4月23日(金) 広島市中区本通にあるパブアンドバー「PUB and BAR PIC」で飲む。

広島市中区本通にあるパブアンドバー「PUB and BAR PIC」で飲む。


誰かを誘って飲みに行くという行為はここ十年の間に一度もない。数ヶ月前に男同士で飲むという滅多にない楽しい時もあったが、誘われれば行くのがほとんどで、自分から誰かを呼んでどこかへ行くというのは、幼稚園児の頃から数えても人生の中でほとんどない。


きっと変化なのだろう。そんな自分が人を誘って「PUB and BAR PIC」さんへ行った。ただ慣れない事だったので、夜の早い時間にバーへ行くということに認識の違いがあって、一人の世界の中にいると常識がずれやすいことを確認した。どこかで飲んで食べ、二軒目三軒目に選ばれやすいのがバーで、飲み始めから選ぶ店ではあまりないそうだ。


もちろん決まりはないのだが、一杯目はビール、次にハイボール、そのあとレモンサワーなどの流れがあったり、まずスパークリングか白ワイン、次に赤ワインで、さらに赤ワイン、などのような段階もあるだろう。しかし一杯目から熱燗を選んだり、最初に炭水化物を食べ、それから前菜に戻ったりする自分は、時折社会生活の中で、鏡よりもむしろ既成概念の真反対を感じたりする。それは会社の中での上司への対応や部下への態度でも同じことで、価値観は多数決によって時に間違いのレッテルを貼られるようなこともある。


そんなややこしい事を話す「PUB and BAR PIC」さんでの飲みではなく、「そっか、バーはもっと遅い時間に行くんだ」という率直な気づきを発見するのと、すこしずれているくらいが自分の個性だと前向きにとらえるのみだ。そのようにプラスに思わせてくれるのがその場面で対応してくれる人の差で、その違いこそ人間関係の中で自分をどのようにあるか良くも悪くも位置づけしてくれる。


鍛高譚ジンを注文して、キューブの氷角がいつも綺麗だと思っていたロックで飲む。これも初めてになり、一人飲みでさっと風味を味わって帰るのと異なる。穏やかな味の中に果物らしい甘みや柑橘の風味もどことなく感じつつ、焼酎とは異なる淡い紫蘇の香りも閉じ込められている。


次にジョージ・クルーニーの関わったカーサミーゴスのメスカルをストレートで飲む。
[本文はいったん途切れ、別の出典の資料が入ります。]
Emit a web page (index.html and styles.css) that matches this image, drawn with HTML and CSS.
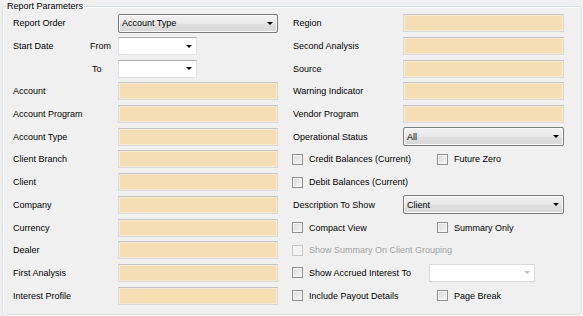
FILE: index.html
```html
<!DOCTYPE html>
<html>
<head>
<meta charset="utf-8">
<link rel="stylesheet" href="styles.css">
</head>
<body>
<fieldset class="group">
  <legend>Report Parameters</legend>
  <div class="form">
    <span class="l">Report Order</span>
    <div class="f combo list"><span>Account Type</span><i class="arr"></i></div>
    <span class="rl">Region</span>
    <div class="rf tb"></div>

    <span class="l">Start Date</span>
    <span class="sub">From</span>
    <div class="f combo edit short"><span></span><i class="arr"></i></div>
    <span class="rl">Second Analysis</span>
    <div class="rf tb"></div>

    <span class="sub to">To</span>
    <div class="f combo edit short"><span></span><i class="arr"></i></div>
    <span class="rl">Source</span>
    <div class="rf tb"></div>

    <span class="l">Account</span>
    <div class="f tb"></div>
    <span class="rl">Warning Indicator</span>
    <div class="rf tb"></div>

    <span class="l">Account Program</span>
    <div class="f tb"></div>
    <span class="rl">Vendor Program</span>
    <div class="rf tb"></div>

    <span class="l">Account Type</span>
    <div class="f tb"></div>
    <span class="rl">Operational Status</span>
    <div class="rf combo list"><span>All</span><i class="arr"></i></div>

    <span class="l">Client Branch</span>
    <div class="f tb"></div>
    <div class="rc">
      <label class="chk first"><i class="cb"></i>Credit Balances (Current)</label>
      <label class="chk"><i class="cb"></i>Future Zero</label>
    </div>

    <span class="l">Client</span>
    <div class="f tb"></div>
    <div class="rc">
      <label class="chk first"><i class="cb"></i>Debit Balances (Current)</label>
    </div>

    <span class="l">Company</span>
    <div class="f tb"></div>
    <span class="rl">Description To Show</span>
    <div class="rf combo list"><span>Client</span><i class="arr"></i></div>

    <span class="l">Currency</span>
    <div class="f tb"></div>
    <div class="rc">
      <label class="chk first"><i class="cb"></i>Compact View</label>
      <label class="chk"><i class="cb"></i>Summary Only</label>
    </div>

    <span class="l">Dealer</span>
    <div class="f tb"></div>
    <div class="rc">
      <label class="chk first dis"><i class="cb"></i>Show Summary On Client Grouping</label>
    </div>

    <span class="l">First Analysis</span>
    <div class="f tb"></div>
    <div class="rc">
      <label class="chk accr"><i class="cb"></i>Show Accrued Interest To</label>
      <div class="combo edit dis accbox"><span></span><i class="arr"></i></div>
    </div>

    <span class="l">Interest Profile</span>
    <div class="f tb"></div>
    <div class="rc">
      <label class="chk first"><i class="cb"></i>Include Payout Details</label>
      <label class="chk"><i class="cb"></i>Page Break</label>
    </div>
  </div>
</fieldset>
</body>
</html>
```
FILE: styles.css
```css
html, body {
  margin: 0;
  padding: 0;
}
body {
  width: 583px;
  height: 316px;
  overflow: hidden;
  background: #f0f0f0;
  font-family: "Liberation Sans", Arial, sans-serif;
  font-size: 9px;
  color: #000;
}
.group {
  margin: 0 1px 0 2px;
  padding: 0 10px 7px 10px;
  height: 315px;
  box-sizing: border-box;
  border: 1px solid #d5dfe5;
  border-radius: 3px;
  box-shadow: inset 1px 1px 0 #fff, 1px 1px 0 #fff;
  min-width: 0;
}
.group legend {
  padding: 0 1px;
  margin-left: -7px;
  line-height: 13px;
  font-size: 9px;
}
.form {
  margin-top: -1px;
  display: grid;
  grid-template-columns: 77px 28px 160px 14px 111px 161px;
  grid-auto-rows: 22.7px;
  align-items: center;
}
.l { grid-column: 1; white-space: nowrap; }
.sub { grid-column: 2; }
.sub.to { padding-left: 2px; }
.f { grid-column: 3; }
.rl { grid-column: 5; padding-left: 1px; white-space: nowrap; }
.rf { grid-column: 6; }
.rc {
  grid-column: 5 / 7;
  display: flex;
  align-items: center;
}

.tb {
  height: 18px;
  box-sizing: border-box;
  border: 1px solid #dadada;
  border-top-color: #c4c4c4;
  background: #f5deb3;
  box-shadow: inset 0 0 0 1px #f7ead2;
}

.combo {
  height: 18px;
  box-sizing: border-box;
  display: flex;
  align-items: center;
  justify-content: space-between;
  padding: 0 3px 0 3px;
}
.combo.list {
  height: 19px;
  border: 1px solid #7a7a7a;
  border-radius: 2px;
  background: linear-gradient(#f2f2f2, #e8e8e8 50%, #dedede 51%, #d8d8d8);
  box-shadow: inset 0 0 0 1px #f9f9f9;
}
.combo.edit {
  background: #fff;
  border: 1px solid #e2e3ea;
  border-top-color: #abadb3;
  border-left-color: #dbdfe6;
}
.combo.short { width: 79px; }
.arr {
  flex: none;
  width: 0;
  height: 0;
  border-left: 3px solid transparent;
  border-right: 3px solid transparent;
  border-top: 3px solid #000;
  margin-right: 1px;
}
.combo.dis {
  border-color: #d9d9d9;
}
.combo.dis .arr { border-top-color: #c4c4c4; }
.accbox { flex: none; width: 106px; }

.chk {
  flex: none;
  display: flex;
  align-items: center;
  white-space: nowrap;
}
.chk.first { width: 145px; }
.chk.accr { width: 137px; }
.cb {
  flex: none;
  width: 11px;
  height: 11px;
  box-sizing: border-box;
  margin-right: 6px;
  border: 1px solid #8f8f8f;
  background: linear-gradient(135deg, #d6d8db, #f8f8f8);
  box-shadow: inset 0 0 0 1px #f4f4f4;
}
.chk.dis { color: #a0a0a0; }
.chk.dis .cb {
  border-color: #c6c6c6;
  background: #f4f4f4;
  box-shadow: none;
}
```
かっと花開くアガベの風味よりも、すこし丸くて飲みやすい味わいだ。


そして同じメーカーのテキーラブランコもストレートで飲めば、メスカルよりも風味に複雑さと色気が備わり、これも強く当たらないフレッシュな味わいに鮮明な彩りが変化する。


誰かに会うというのは、修正と確立の行為だろう。刺激を受けて自分を変化させつつ、自分だけが持っている価値観を揺るぎないまま磨く。一人ばかりの世界だと、やはり偏ってしまう。


というわけで時間の早い今夜は「PUB and BAR PIC」さんの二人にはいつも以上にお世話になり、男同士だからこそのややイリーガルで幼稚な会話も交えて楽しむことになった。認識の違いこそ勉強で、一人という状況の在り方を見つめ直すことになる。堅苦しい振り返りは一人あとあとのことで、貪欲にお土産をたくさんいただき、ゴールデンウィーク中に行われるという裏袋の角のテキーラ祭りに寄ろうと思いつつ、普段の自分ではない新鮮な行為に新しい世界が開ける夜だった。